▶ [Given material]
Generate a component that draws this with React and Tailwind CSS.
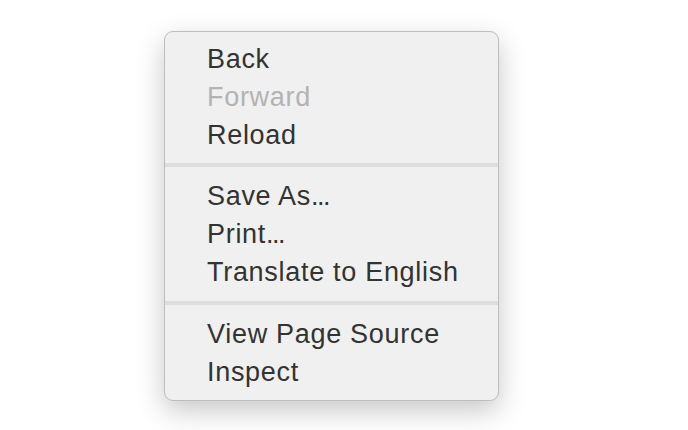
export default function App() {
  const font = { fontFamily: '"Liberation Sans", Arial, sans-serif' };
  const Item = ({ children, disabled }) => (
    <div
      className={`h-[38px] pl-[42px] text-[27px] leading-[38px] tracking-[0.7px] ${disabled ? "text-[#b3b3b3]" : "text-[#333333]"}`}
    >
      {children}
    </div>
  );
  const Dots = () => <span className="tracking-[-1.5px]">...</span>;
  const Sep = ({ mt, mb }) => (
    <div className={`h-[4px] bg-[#dedede] ${mt} ${mb}`} />
  );
  return (
    <div className="w-[688px] h-[430px] bg-white overflow-hidden pt-[31px] pl-[164px]" style={font}>
      <div className="w-[335px] h-[370px] rounded-[9px] bg-[#f0f0f0] border border-[#bdbdbd] pt-[8px] shadow-[0_10px_28px_rgba(0,0,0,0.22)] overflow-hidden">
        <Item>Back</Item>
        <Item disabled>Forward</Item>
        <Item>Reload</Item>
        <Sep mt="mt-[9px]" mb="mb-[10px]" />
        <Item>Save As<Dots /></Item>
        <Item>Print<Dots /></Item>
        <Item>Translate to English</Item>
        <Sep mt="mt-[10px]" mb="mb-[10px]" />
        <Item>View Page Source</Item>
        <Item>Inspect</Item>
      </div>
    </div>
  );
}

▶ [What you need to do] Without the pictures, write out the whole listing above exactly as it appears.

▶ [Final result]
Generate a component that draws this with React and Tailwind CSS.
export default function App() {
  const font = { fontFamily: '"Liberation Sans", Arial, sans-serif' };
  const Item = ({ children, disabled }) => (
    <div
      className={`h-[38px] pl-[42px] text-[27px] leading-[38px] tracking-[0.7px] ${disabled ? "text-[#b3b3b3]" : "text-[#333333]"}`}
    >
      {children}
    </div>
  );
  const Dots = () => <span className="tracking-[-1.5px]">...</span>;
  const Sep = ({ mt, mb }) => (
    <div className={`h-[4px] bg-[#dedede] ${mt} ${mb}`} />
  );
  return (
    <div className="w-[688px] h-[430px] bg-white overflow-hidden pt-[31px] pl-[164px]" style={font}>
      <div className="w-[335px] h-[370px] rounded-[9px] bg-[#f0f0f0] border border-[#bdbdbd] pt-[8px] shadow-[0_10px_28px_rgba(0,0,0,0.22)] overflow-hidden">
        <Item>Back</Item>
        <Item disabled>Forward</Item>
        <Item>Reload</Item>
        <Sep mt="mt-[9px]" mb="mb-[10px]" />
        <Item>Save As<Dots /></Item>
        <Item>Print<Dots /></Item>
        <Item>Translate to English</Item>
        <Sep mt="mt-[10px]" mb="mb-[10px]" />
        <Item>View Page Source</Item>
        <Item>Inspect</Item>
      </div>
    </div>
  );
}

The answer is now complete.